— START —
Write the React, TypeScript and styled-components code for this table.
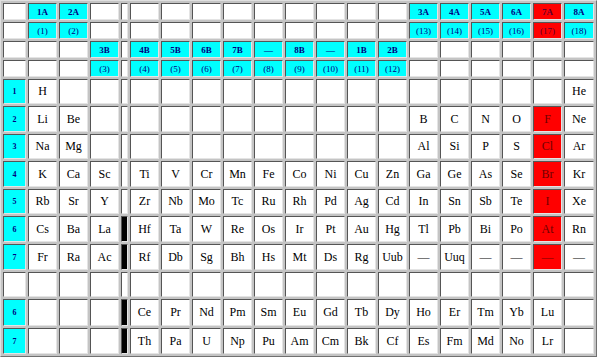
import styled, { createGlobalStyle } from 'styled-components'

type Tone = 'white' | 'cyan' | 'red' | 'black'
type Kind = 'group' | 'num' | 'period' | 'el'

interface Cell {
  text?: string
  tone: Tone
  kind: Kind
}

const GlobalStyle = createGlobalStyle`
  body {
    margin: 0;
    background: #fff;
    font-family: "Liberation Serif", "Times New Roman", serif;
  }
`

const Table = styled.div`
  display: inline-grid;
  grid-template-columns: 23px repeat(3, 29px) 7px repeat(14, 29px) 30px;
  grid-template-rows: repeat(4, 17px) 25px 26px 25px 26px 25px 26px 26px 25px 27px 26px;
  gap: 2px;
  padding: 2px;
  background: #c4c4c4;
  border: 1px solid;
  border-color: #e0e0e0 #707070 #707070 #e0e0e0;
`

const toneBg: Record<Tone, string> = {
  white: '#ffffff',
  cyan: '#00ffff',
  red: '#ff0000',
  black: '#000000',
}

const Td = styled.div<{ $tone: Tone; $kind: Kind }>`
  box-sizing: border-box;
  display: flex;
  align-items: center;
  justify-content: center;
  border: 1px solid;
  border-color: #555 #e4e4e4 #e4e4e4 #555;
  background: ${(p) => toneBg[p.$tone]};
  white-space: nowrap;
  overflow: hidden;
  color: ${(p) =>
    p.$kind === 'el' ? (p.$tone === 'red' ? '#700000' : '#000') : p.$tone === 'red' ? '#600030' : '#000080'};
  font-size: ${(p) => (p.$kind === 'el' ? '12px' : p.$kind === 'period' ? '8px' : '9px')};
  font-weight: ${(p) => (p.$kind === 'el' || p.$kind === 'num' ? 400 : 700)};
`

const blank = (): Cell => ({ tone: 'white', kind: 'el' })

// main holds the 18 group columns; a narrow separator sits after group 3
function assemble(first: Cell, main: Cell[], sep: Tone): Cell[] {
  return [first, ...main.slice(0, 3), { tone: sep, kind: 'el' }, ...main.slice(3)]
}

function headerRow(labels: Record<number, string>, kind: Kind): Cell[] {
  const main: Cell[] = []
  for (let g = 1; g <= 18; g++) {
    const text = labels[g]
    main.push(text === undefined ? blank() : { text, kind, tone: g === 17 ? 'red' : 'cyan' })
  }
  return assemble(blank(), main, 'white')
}

function elementRow(period: string, symbols: string, sep: Tone, redCol: boolean): Cell[] {
  const syms = symbols.split(' ').map((s) => (s === '.' ? '' : s))
  const main: Cell[] = syms.map((s, i) => ({
    text: s,
    kind: 'el',
    tone: redCol && i === 16 ? 'red' : 'white',
  }))
  const first: Cell = period ? { text: period, tone: 'cyan', kind: 'period' } : blank()
  return assemble(first, main, sep)
}

const rows: Cell[][] = [
  headerRow({ 1: '1A', 2: '2A', 13: '3A', 14: '4A', 15: '5A', 16: '6A', 17: '7A', 18: '8A' }, 'group'),
  headerRow({ 1: '(1)', 2: '(2)', 13: '(13)', 14: '(14)', 15: '(15)', 16: '(16)', 17: '(17)', 18: '(18)' }, 'num'),
  headerRow(
    { 3: '3B', 4: '4B', 5: '5B', 6: '6B', 7: '7B', 8: '—', 9: '8B', 10: '—', 11: '1B', 12: '2B' },
    'group',
  ),
  headerRow(
    { 3: '(3)', 4: '(4)', 5: '(5)', 6: '(6)', 7: '(7)', 8: '(8)', 9: '(9)', 10: '(10)', 11: '(11)', 12: '(12)' },
    'num',
  ),
  elementRow('1', 'H . . . . . . . . . . . . . . . . He', 'white', false),
  elementRow('2', 'Li Be . . . . . . . . . . B C N O F Ne', 'white', true),
  elementRow('3', 'Na Mg . . . . . . . . . . Al Si P S Cl Ar', 'white', true),
  elementRow('4', 'K Ca Sc Ti V Cr Mn Fe Co Ni Cu Zn Ga Ge As Se Br Kr', 'white', true),
  elementRow('5', 'Rb Sr Y Zr Nb Mo Tc Ru Rh Pd Ag Cd In Sn Sb Te I Xe', 'white', true),
  elementRow('6', 'Cs Ba La Hf Ta W Re Os Ir Pt Au Hg Tl Pb Bi Po At Rn', 'black', true),
  elementRow('7', 'Fr Ra Ac Rf Db Sg Bh Hs Mt Ds Rg Uub — Uuq — — — —', 'black', true),
  elementRow('', '. . . . . . . . . . . . . . . . . .', 'white', false),
  elementRow('6', '. . . Ce Pr Nd Pm Sm Eu Gd Tb Dy Ho Er Tm Yb Lu .', 'black', false),
  elementRow('7', '. . . Th Pa U Np Pu Am Cm Bk Cf Es Fm Md No Lr .', 'black', false),
]

export default function App() {
  return (
    <>
      <GlobalStyle />
      <Table>
        {rows.map((row, r) =>
          row.map((cell, c) => (
            <Td key={`${r}-${c}`} $tone={cell.tone} $kind={cell.kind}>
              {cell.text}
            </Td>
          )),
        )}
      </Table>
    </>
  )
}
— END —
What you should do: Gather each line that holds "styled".

Result of the task:
Write the React, TypeScript and styled-components code for this table.
import styled, { createGlobalStyle } from 'styled-components'
const Table = styled.div`
const Td = styled.div<{ $tone: Tone; $kind: Kind }>`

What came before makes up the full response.